Moreover, certain factors mentioned in the speech were viewed as “ambiguously worded” and seemed to encompass elements unrelated to securities laws, including the ability to “hoard” an asset. The lack of clarity in Hinman’s speech raised eyebrows and cast doubt on the reliability of his arguments.
Speech Fuels SEC vs. Ripple Legal Battle
Hinman’s speech has become the focal point of the ongoing legal dispute between the SEC and Ripple. Notably, Ripple’s CEO, Brad Garlinghouse, has expressed his dismay over the release of these internal documents, vociferously accusing the SEC of intentionally sowing chaos within the industry. The controversy surrounding Hinman’s speech and its potential implications for the classification of digital assets continue to add fuel to the already heated legal battle between Ripple and the SEC.
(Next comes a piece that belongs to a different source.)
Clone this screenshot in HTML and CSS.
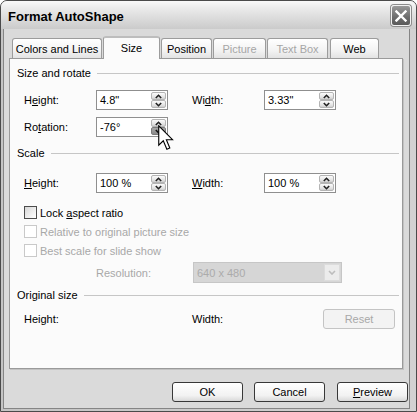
FILE: index.html
```html
<!DOCTYPE html>
<html>
<head>
<meta charset="utf-8">
<title>Format AutoShape</title>
<link rel="stylesheet" href="styles.css">
</head>
<body>
<div class="window">
  <div class="titlebar">
    <span class="title">Format AutoShape</span>
    <span class="close"><svg width="12" height="12" viewBox="0 0 12 12"><path d="M1.5 1.5 L10.5 10.5 M10.5 1.5 L1.5 10.5" stroke="#fff" stroke-width="2.4" stroke-linecap="square"/></svg></span>
  </div>
  <div class="frame">
    <div class="client">
      <div class="tabs">
        <div class="tab t-colors">Colors and Lines</div>
        <div class="tab tab-active t-size">Size</div>
        <div class="tab t-position">Position</div>
        <div class="tab tab-disabled t-picture">Picture</div>
        <div class="tab tab-disabled t-textbox">Text Box</div>
        <div class="tab t-web">Web</div>
      </div>
      <div class="panel">
        <div class="group"><span>Size and rotate</span><i class="rule"></i></div>
        <div class="fields fields-first">
          <span class="lbl">H<u>e</u>ight:</span>
          <div class="spin"><span class="val">4.8"</span><span class="spinbtns"><span class="sb"><svg width="7" height="5" viewBox="0 0 7 5"><path d="M0.8 4 L3.5 1.3 L6.2 4" fill="none" stroke="#222" stroke-width="1.6"/></svg></span><span class="sb"><svg width="7" height="5" viewBox="0 0 7 5"><path d="M0.8 1 L3.5 3.7 L6.2 1" fill="none" stroke="#222" stroke-width="1.6"/></svg></span></span></div>
          <span></span>
          <span class="lbl">Wi<u>d</u>th:</span>
          <div class="spin"><span class="val">3.33"</span><span class="spinbtns"><span class="sb"><svg width="7" height="5" viewBox="0 0 7 5"><path d="M0.8 4 L3.5 1.3 L6.2 4" fill="none" stroke="#222" stroke-width="1.6"/></svg></span><span class="sb"><svg width="7" height="5" viewBox="0 0 7 5"><path d="M0.8 1 L3.5 3.7 L6.2 1" fill="none" stroke="#222" stroke-width="1.6"/></svg></span></span></div>
          <span class="lbl">Ro<u>t</u>ation:</span>
          <div class="spin"><span class="val">-76°</span><span class="spinbtns"><span class="sb"><svg width="7" height="5" viewBox="0 0 7 5"><path d="M0.8 4 L3.5 1.3 L6.2 4" fill="none" stroke="#222" stroke-width="1.6"/></svg></span><span class="sb sb-pressed"><svg width="7" height="5" viewBox="0 0 7 5"><path d="M0.8 1 L3.5 3.7 L6.2 1" fill="none" stroke="#111" stroke-width="1.6"/></svg></span></span></div>
        </div>
        <div class="group group-scale"><span>Scale</span><i class="rule"></i></div>
        <div class="fields fields-scale">
          <span class="lbl"><u>H</u>eight:</span>
          <div class="spin"><span class="val">100 %</span><span class="spinbtns"><span class="sb"><svg width="7" height="5" viewBox="0 0 7 5"><path d="M0.8 4 L3.5 1.3 L6.2 4" fill="none" stroke="#222" stroke-width="1.6"/></svg></span><span class="sb"><svg width="7" height="5" viewBox="0 0 7 5"><path d="M0.8 1 L3.5 3.7 L6.2 1" fill="none" stroke="#222" stroke-width="1.6"/></svg></span></span></div>
          <span></span>
          <span class="lbl"><u>W</u>idth:</span>
          <div class="spin"><span class="val">100 %</span><span class="spinbtns"><span class="sb"><svg width="7" height="5" viewBox="0 0 7 5"><path d="M0.8 4 L3.5 1.3 L6.2 4" fill="none" stroke="#222" stroke-width="1.6"/></svg></span><span class="sb"><svg width="7" height="5" viewBox="0 0 7 5"><path d="M0.8 1 L3.5 3.7 L6.2 1" fill="none" stroke="#222" stroke-width="1.6"/></svg></span></span></div>
        </div>
        <div class="check check-lock"><span class="box"></span><span>Lock <u>a</u>spect ratio</span></div>
        <div class="check check-off"><span class="box"></span><span>Relative to original picture size</span></div>
        <div class="check check-off"><span class="box"></span><span>Best scale for slide show</span></div>
        <div class="res-row">
          <span class="res-lbl">Resolution:</span>
          <div class="select"><span class="sel-val">640 x 480</span><span class="sel-btn"><svg width="8" height="5" viewBox="0 0 8 5"><path d="M1 1 L4 4 L7 1" fill="none" stroke="#bdbdbd" stroke-width="1.6"/></svg></span></div>
        </div>
        <div class="group group-orig"><span>Original size</span><i class="rule"></i></div>
        <div class="orig-row">
          <span class="lbl">Height:</span>
          <span class="lbl">Width:</span>
          <span class="btn btn-disabled">Reset</span>
        </div>
      </div>
      <div class="buttons">
        <span class="btn">OK</span>
        <span class="btn">Cancel</span>
        <span class="btn"><u>P</u>review</span>
      </div>
    </div>
  </div>
  <svg class="cursor" width="16" height="26" viewBox="0 0 13 21"><path d="M0.6 0.6 L0.6 16.4 L4.3 12.8 L7.2 19.6 L9.6 18.6 L6.8 11.9 L11.8 11.9 Z" fill="#fff" stroke="#000" stroke-width="0.9" stroke-linejoin="miter"/></svg>
</div>
</body>
</html>
```

FILE: styles.css
```css
* { box-sizing: border-box; }

html, body {
  margin: 0;
  padding: 0;
  background: #ffffff;
}

body {
  font-family: "Liberation Sans", Arial, sans-serif;
  font-size: 11px;
  color: #000;
}

.window {
  position: relative;
  width: 417px;
  height: 412px;
  border: 1px solid #4a4a4a;
  border-radius: 7px 7px 0 0;
  background: #c9c9c9;
  display: flex;
  flex-direction: column;
  overflow: hidden;
}

.titlebar {
  height: 28px;
  flex: none;
  display: flex;
  align-items: center;
  justify-content: space-between;
  padding: 0 5px 0 7px;
  background: linear-gradient(#f9f9f9 0%, #ebebeb 25%, #dcdcdc 60%, #cbcbcb 100%);
}

.title {
  font-weight: bold;
  font-size: 13px;
  padding-top: 2px;
}

.close {
  width: 20px;
  height: 21px;
  margin-top: 1px;
  border: 1px solid #f2f2f2;
  border-radius: 3px;
  background: linear-gradient(#9a9a9a, #6c6c6c 60%, #5a5a5a);
  box-shadow: 0 0 0 1px #8c8c8c;
  display: flex;
  align-items: center;
  justify-content: center;
}

.frame {
  flex: 1;
  display: flex;
  padding: 0 6px 2px 2px;
  background: linear-gradient(90deg, #c4c4c4, #d2d2d2);
}

.client {
  flex: 1;
  display: flex;
  flex-direction: column;
  border: 1px solid #858585;
  border-top: none;
  background: #dadada;
  padding: 7px 0 0 5px;
}

/* Tabs */
.tabs {
  display: flex;
  align-items: flex-end;
  height: 22px;
  padding-left: 3px;
  position: relative;
  z-index: 2;
}

.tab {
  height: 20px;
  margin-right: 1px;
  border: 1px solid #9c9c9c;
  border-bottom: none;
  border-radius: 3px 3px 0 0;
  background: linear-gradient(#ffffff, #f3f3f3 60%, #e3e3e3);
  display: flex;
  align-items: center;
  justify-content: center;
  padding-top: 1px;
}

.tab-active {
  height: 23px;
  margin-bottom: -1px;
  background: #fbfbfb;
  border-top: 2px solid #bdbdbd;
  padding-bottom: 2px;
}

.tab-disabled { color: #a6a6a6; }

.t-colors { width: 90px; }
.t-size { width: 57px; }
.t-position { width: 51px; }
.t-picture { width: 53px; }
.t-textbox { width: 61px; margin-right: 2px; }
.t-web { width: 49px; }

/* Panel */
.panel {
  width: 394px;
  height: 311px;
  flex: none;
  border: 1px solid #9a9a9a;
  background: #fbfbfb;
  box-shadow: 1px 1px 0 #c2c2c2;
  padding: 7px 3px 0 7px;
  display: flex;
  flex-direction: column;
}

.group {
  height: 14px;
  display: flex;
  align-items: center;
  gap: 6px;
}

.rule {
  flex: 1;
  height: 0;
  border-top: 1px solid #c6c6c6;
}

.group-scale { margin-top: 9px; }
.group-orig { margin-top: 5px; }

.fields {
  display: grid;
  grid-template-columns: 72px 72px 24px 72px 72px;
  grid-auto-rows: 20px;
  row-gap: 7px;
  margin-left: 7px;
  align-items: center;
}

.fields-first { margin-top: 10px; }
.fields-scale { margin-top: 13px; }

.spin {
  height: 20px;
  border: 1px solid #8f8f8f;
  background: #fff;
  display: flex;
  align-items: center;
  justify-content: space-between;
  padding: 0 1px 0 3px;
}

.spinbtns {
  display: flex;
  flex-direction: column;
  width: 15px;
}

.sb {
  height: 8px;
  border: 1px solid #b4b4b4;
  border-radius: 2px;
  background: linear-gradient(#fbfbfb, #e2e2e2 70%, #cdcdcd);
  display: flex;
  align-items: center;
  justify-content: center;
}

.sb-pressed {
  background: linear-gradient(#a8a8a8, #8a8a8a);
  border-color: #7a7a7a;
}

/* Checkboxes */
.check {
  height: 13px;
  display: flex;
  align-items: center;
  gap: 3px;
  margin-left: 7px;
  margin-top: 6px;
}

.check-lock { margin-top: 13px; }

.box {
  width: 13px;
  height: 13px;
  border: 1px solid #4c4c4c;
  background: linear-gradient(135deg, #d6d6d6, #f4f4f4 70%, #fff);
}

.check-off { color: #a8a8a8; }
.check-off .box {
  border-color: #c9c9c9;
  background: #fff;
}

/* Resolution */
.res-row {
  margin-top: 5px;
  height: 21px;
  display: flex;
  align-items: center;
  padding-left: 79px;
}

.res-lbl {
  width: 97px;
  color: #a8a8a8;
}

.select {
  width: 149px;
  height: 21px;
  border: 1px solid #c6c6c6;
  background: #d6d6d6;
  display: flex;
  align-items: center;
  justify-content: space-between;
  padding: 0 1px 0 3px;
}

.sel-val { color: #ababab; }

.sel-btn {
  width: 16px;
  height: 17px;
  border: 1px solid #dcdcdc;
  background: #ececec;
  display: flex;
  align-items: center;
  justify-content: center;
}

/* Original size */
.orig-row {
  margin-top: 7px;
  height: 20px;
  display: grid;
  grid-template-columns: 168px 131px 72px;
  align-items: center;
  margin-left: 7px;
}

/* Buttons */
.btn {
  height: 20px;
  width: 71px;
  border: 1px solid #383838;
  border-radius: 3px;
  background: linear-gradient(#ffffff, #f2f2f2 70%, #d9d9d9);
  display: flex;
  align-items: center;
  justify-content: center;
}

.btn-disabled {
  width: 72px;
  border-color: #c4c4c4;
  background: #f3f3f3;
  color: #a8a8a8;
}

.buttons {
  display: flex;
  justify-content: flex-end;
  margin-top: 13px;
  padding-right: 1px;
  gap: 11px;
}

.buttons .btn:last-child { margin-left: 1px; }

.cursor {
  position: absolute;
  left: 157px;
  top: 124px;
  z-index: 5;
}
```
It’s absolutely unconscionable that a regulator – when presented with so much pushback on what he was about to say / how he compiled this fake “test” in the first place – decided to move forward anyway, and throw an entire industry into chaos. https://t.co/9qzKOiPWsA
— Brad Garlinghouse (@bgarlinghouse) June 13, 2023
By making these internal documents public, the SEC has opened itself up to heightened scrutiny and raised questions about its regulatory approach to the ever-evolving digital asset landscape. The full extent of the impact resulting from this revelation and its potential consequences for the ongoing lawsuit remain uncertain. Nevertheless, it is clear that the stakes are high, and the repercussions may reverberate far beyond the Ripple-SEC dispute, shaping the future of digital asset regulation.